On February 25, 2020, the Leukemia & Lymphoma Society released a report that underscores how short-term health plans offer coverage that is inadequate for many consumers. The report, based on a study conducted by Milliman, Inc., analyzes the costs faced by patients who are enrolled in short-term plans and who need treatment for any of the following conditions: lymphoma, heart attack, lung cancer, diabetes, and mental health.
The main findings of the report pertain to the out-of-pocket costs that short-term plan enrollees could incur following a serious diagnosis compared to enrollees in ACA-compliant plans. For example, a patient newly diagnosed with lymphoma while covered in a short-term plan could be responsible for $23,100 to $45,800 in out-of-pocket expenses in the first six months following diagnosis, compared to $6,300 that a patient covered in an ACA-compliant plan would expect to pay over the same period.

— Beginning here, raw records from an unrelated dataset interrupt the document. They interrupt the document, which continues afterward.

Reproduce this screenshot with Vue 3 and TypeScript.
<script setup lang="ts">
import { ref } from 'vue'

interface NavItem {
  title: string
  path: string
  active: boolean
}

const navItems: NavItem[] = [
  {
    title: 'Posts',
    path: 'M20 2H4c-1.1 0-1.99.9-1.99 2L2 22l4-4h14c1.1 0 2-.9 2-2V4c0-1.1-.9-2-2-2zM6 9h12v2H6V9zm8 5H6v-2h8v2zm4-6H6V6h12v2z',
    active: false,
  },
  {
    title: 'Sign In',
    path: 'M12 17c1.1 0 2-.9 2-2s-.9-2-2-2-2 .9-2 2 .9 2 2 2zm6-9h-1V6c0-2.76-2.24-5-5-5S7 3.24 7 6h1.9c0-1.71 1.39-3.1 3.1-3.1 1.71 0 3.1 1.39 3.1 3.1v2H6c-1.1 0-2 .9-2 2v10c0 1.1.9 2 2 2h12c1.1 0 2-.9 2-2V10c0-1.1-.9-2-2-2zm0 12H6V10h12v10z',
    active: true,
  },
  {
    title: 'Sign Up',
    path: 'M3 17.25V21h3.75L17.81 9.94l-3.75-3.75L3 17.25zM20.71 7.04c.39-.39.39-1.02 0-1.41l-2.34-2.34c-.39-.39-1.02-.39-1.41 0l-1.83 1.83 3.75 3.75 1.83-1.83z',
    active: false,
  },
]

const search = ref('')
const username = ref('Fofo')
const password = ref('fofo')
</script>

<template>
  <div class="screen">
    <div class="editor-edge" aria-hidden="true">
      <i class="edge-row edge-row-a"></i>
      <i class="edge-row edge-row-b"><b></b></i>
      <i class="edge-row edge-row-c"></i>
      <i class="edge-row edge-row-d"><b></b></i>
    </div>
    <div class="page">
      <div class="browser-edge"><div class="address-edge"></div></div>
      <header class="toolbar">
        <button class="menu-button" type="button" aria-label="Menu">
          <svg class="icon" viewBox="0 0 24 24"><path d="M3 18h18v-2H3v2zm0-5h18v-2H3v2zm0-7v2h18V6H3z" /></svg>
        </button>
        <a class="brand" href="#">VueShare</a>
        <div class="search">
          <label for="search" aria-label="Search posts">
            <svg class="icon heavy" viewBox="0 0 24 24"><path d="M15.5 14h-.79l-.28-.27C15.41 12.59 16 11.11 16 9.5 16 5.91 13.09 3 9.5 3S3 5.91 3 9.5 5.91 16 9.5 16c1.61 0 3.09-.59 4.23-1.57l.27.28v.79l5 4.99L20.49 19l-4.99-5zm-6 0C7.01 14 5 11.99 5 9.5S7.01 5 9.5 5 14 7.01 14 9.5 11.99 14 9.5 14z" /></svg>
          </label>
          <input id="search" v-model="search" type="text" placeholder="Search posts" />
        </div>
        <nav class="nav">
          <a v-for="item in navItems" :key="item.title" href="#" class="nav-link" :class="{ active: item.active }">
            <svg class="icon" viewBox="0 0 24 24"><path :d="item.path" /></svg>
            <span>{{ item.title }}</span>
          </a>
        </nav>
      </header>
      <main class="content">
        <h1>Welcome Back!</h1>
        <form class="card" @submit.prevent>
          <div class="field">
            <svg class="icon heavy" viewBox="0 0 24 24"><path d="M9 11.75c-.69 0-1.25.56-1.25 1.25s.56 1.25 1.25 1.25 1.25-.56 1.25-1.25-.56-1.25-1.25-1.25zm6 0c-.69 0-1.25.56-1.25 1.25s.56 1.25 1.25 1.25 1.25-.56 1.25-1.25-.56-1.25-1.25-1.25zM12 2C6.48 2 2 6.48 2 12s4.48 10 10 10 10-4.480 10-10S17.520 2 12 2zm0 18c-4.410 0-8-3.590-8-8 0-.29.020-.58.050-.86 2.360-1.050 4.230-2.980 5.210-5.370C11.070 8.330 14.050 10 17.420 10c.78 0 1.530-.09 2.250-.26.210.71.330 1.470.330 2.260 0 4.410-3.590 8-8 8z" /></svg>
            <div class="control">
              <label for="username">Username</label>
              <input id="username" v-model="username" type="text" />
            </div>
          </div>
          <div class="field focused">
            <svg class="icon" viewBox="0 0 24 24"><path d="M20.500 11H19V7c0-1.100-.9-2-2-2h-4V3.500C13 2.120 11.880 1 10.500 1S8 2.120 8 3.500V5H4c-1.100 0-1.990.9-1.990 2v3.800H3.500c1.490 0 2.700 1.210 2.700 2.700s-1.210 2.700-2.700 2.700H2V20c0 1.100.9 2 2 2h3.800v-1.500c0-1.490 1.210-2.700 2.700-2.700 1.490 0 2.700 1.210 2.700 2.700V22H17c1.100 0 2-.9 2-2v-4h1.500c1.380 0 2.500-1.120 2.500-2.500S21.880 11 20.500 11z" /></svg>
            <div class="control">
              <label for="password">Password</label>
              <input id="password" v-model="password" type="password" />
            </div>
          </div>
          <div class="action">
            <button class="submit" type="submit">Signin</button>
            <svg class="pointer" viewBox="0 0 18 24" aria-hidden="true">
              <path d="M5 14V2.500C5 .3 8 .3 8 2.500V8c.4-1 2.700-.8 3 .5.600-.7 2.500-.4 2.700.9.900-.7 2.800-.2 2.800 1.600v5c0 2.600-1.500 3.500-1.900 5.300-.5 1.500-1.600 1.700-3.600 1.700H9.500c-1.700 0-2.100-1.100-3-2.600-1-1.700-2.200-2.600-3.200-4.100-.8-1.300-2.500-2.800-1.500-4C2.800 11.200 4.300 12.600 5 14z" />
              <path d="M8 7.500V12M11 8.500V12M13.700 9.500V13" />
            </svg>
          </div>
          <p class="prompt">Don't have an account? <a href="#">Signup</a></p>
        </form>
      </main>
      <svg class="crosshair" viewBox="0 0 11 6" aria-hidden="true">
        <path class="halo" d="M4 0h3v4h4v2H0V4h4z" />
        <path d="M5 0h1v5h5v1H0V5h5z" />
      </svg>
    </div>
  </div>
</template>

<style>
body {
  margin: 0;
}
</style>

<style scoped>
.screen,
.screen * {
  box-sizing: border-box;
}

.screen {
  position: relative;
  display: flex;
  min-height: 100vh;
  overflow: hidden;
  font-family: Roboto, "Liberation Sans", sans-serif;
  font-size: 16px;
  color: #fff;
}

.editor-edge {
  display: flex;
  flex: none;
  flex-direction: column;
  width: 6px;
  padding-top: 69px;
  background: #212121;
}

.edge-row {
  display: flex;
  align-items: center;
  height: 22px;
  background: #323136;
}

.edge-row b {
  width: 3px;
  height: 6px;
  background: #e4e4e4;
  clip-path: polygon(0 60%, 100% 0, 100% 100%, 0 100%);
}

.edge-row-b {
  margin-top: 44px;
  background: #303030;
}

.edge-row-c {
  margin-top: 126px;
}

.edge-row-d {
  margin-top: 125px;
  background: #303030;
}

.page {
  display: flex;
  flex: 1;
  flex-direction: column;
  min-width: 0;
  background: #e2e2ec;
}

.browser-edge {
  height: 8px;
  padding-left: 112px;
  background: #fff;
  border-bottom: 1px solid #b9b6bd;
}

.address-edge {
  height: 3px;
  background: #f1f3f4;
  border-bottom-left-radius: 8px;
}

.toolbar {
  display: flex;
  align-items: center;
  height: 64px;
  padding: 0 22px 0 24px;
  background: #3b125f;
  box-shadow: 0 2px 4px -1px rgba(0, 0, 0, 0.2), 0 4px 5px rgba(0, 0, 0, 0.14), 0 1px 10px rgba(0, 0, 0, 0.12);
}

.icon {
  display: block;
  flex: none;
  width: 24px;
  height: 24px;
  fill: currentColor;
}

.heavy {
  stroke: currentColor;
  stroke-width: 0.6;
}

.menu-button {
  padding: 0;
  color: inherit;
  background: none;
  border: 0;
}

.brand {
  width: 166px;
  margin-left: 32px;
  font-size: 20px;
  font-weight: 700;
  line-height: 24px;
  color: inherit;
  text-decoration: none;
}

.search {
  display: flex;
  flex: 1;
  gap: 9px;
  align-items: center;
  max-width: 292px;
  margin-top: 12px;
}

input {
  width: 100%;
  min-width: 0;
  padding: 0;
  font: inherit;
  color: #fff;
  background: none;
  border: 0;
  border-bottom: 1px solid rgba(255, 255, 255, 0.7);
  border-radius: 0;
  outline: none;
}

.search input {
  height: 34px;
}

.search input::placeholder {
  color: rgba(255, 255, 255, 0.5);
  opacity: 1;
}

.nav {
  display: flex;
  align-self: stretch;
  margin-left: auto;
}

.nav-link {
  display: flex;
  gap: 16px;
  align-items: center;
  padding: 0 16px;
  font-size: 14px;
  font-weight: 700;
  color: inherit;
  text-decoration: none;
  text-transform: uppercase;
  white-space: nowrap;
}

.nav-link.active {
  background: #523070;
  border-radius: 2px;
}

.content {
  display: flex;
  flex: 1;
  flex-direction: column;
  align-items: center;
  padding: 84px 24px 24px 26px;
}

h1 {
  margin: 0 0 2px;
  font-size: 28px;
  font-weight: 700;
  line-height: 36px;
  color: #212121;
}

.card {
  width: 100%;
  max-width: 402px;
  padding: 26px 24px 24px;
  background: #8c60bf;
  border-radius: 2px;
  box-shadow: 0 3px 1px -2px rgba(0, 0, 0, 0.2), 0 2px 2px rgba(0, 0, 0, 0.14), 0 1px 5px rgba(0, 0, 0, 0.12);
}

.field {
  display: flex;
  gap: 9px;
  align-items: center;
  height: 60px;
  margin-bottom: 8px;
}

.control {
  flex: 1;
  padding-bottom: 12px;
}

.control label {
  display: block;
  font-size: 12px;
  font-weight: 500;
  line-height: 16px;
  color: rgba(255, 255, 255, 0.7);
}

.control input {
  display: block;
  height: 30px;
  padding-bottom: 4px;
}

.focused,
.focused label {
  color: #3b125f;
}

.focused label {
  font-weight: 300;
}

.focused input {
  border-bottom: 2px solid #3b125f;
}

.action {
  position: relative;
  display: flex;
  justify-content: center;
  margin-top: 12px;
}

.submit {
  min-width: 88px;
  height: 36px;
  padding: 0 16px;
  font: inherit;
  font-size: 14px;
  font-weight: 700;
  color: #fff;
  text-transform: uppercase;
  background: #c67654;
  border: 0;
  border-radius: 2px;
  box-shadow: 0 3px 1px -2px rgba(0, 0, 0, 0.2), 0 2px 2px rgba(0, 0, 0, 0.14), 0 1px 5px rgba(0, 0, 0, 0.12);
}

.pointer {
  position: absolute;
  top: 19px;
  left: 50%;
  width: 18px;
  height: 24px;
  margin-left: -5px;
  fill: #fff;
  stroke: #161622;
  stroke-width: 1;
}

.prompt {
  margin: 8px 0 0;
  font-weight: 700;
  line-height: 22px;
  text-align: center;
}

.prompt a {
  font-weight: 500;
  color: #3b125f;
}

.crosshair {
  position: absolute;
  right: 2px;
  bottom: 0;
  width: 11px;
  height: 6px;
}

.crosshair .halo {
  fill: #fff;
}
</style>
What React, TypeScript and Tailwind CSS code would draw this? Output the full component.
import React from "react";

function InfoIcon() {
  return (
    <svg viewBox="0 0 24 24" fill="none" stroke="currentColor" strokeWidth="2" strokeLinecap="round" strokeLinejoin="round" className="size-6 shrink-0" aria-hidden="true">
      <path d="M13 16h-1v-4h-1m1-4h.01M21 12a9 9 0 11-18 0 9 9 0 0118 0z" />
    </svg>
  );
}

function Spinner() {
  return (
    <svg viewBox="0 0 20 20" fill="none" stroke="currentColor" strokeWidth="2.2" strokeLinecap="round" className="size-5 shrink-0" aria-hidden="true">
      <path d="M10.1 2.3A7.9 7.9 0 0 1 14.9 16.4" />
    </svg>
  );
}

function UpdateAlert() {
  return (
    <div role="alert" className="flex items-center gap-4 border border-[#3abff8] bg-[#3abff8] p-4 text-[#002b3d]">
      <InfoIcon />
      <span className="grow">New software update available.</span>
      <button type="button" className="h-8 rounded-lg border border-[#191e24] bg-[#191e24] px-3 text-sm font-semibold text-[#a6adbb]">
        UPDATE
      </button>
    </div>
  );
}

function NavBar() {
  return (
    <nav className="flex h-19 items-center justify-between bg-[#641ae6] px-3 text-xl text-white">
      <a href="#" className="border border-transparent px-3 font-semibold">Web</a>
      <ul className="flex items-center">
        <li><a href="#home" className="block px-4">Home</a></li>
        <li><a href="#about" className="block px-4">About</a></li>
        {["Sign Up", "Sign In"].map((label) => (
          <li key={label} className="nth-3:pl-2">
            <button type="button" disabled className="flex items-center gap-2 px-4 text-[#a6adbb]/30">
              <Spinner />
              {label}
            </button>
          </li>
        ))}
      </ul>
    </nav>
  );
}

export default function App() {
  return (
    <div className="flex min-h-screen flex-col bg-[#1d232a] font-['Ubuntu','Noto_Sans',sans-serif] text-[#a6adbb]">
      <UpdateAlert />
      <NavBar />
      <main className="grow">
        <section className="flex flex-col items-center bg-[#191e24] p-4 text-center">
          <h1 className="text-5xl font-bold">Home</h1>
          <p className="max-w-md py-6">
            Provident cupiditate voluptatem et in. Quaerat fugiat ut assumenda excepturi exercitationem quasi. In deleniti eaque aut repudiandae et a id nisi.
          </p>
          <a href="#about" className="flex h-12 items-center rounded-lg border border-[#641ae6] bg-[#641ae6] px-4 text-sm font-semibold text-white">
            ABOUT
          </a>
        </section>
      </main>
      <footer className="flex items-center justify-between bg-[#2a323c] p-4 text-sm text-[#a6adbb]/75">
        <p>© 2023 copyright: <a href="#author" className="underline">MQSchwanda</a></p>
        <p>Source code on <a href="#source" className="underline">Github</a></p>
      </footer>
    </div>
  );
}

This demonstrates how short-term plans offer inadequate coverage compared to ACA-compliant plans and how they can leave consumers stranded following a serious diagnosis.
Additional findings include:
- Only 33 percent of short-term plans studied in the report offer prescription drug coverage;
- Only 42 percent of short-term plans studied in the report offer mental health coverage;
- More than 1-in-4 short-term plans studied in the report have a deductible over $7,900, which is the maximum deductible allowed for ACA-complaint plans;
- States that have allowed the expansion of short-term plans have experienced a 4.3 percent increase in health insurance premiums in 2020; and
- States that restricted the availability of short-term plans have experienced a 1.2 percent reduction in health insurance premiums for ACA-compliant plans.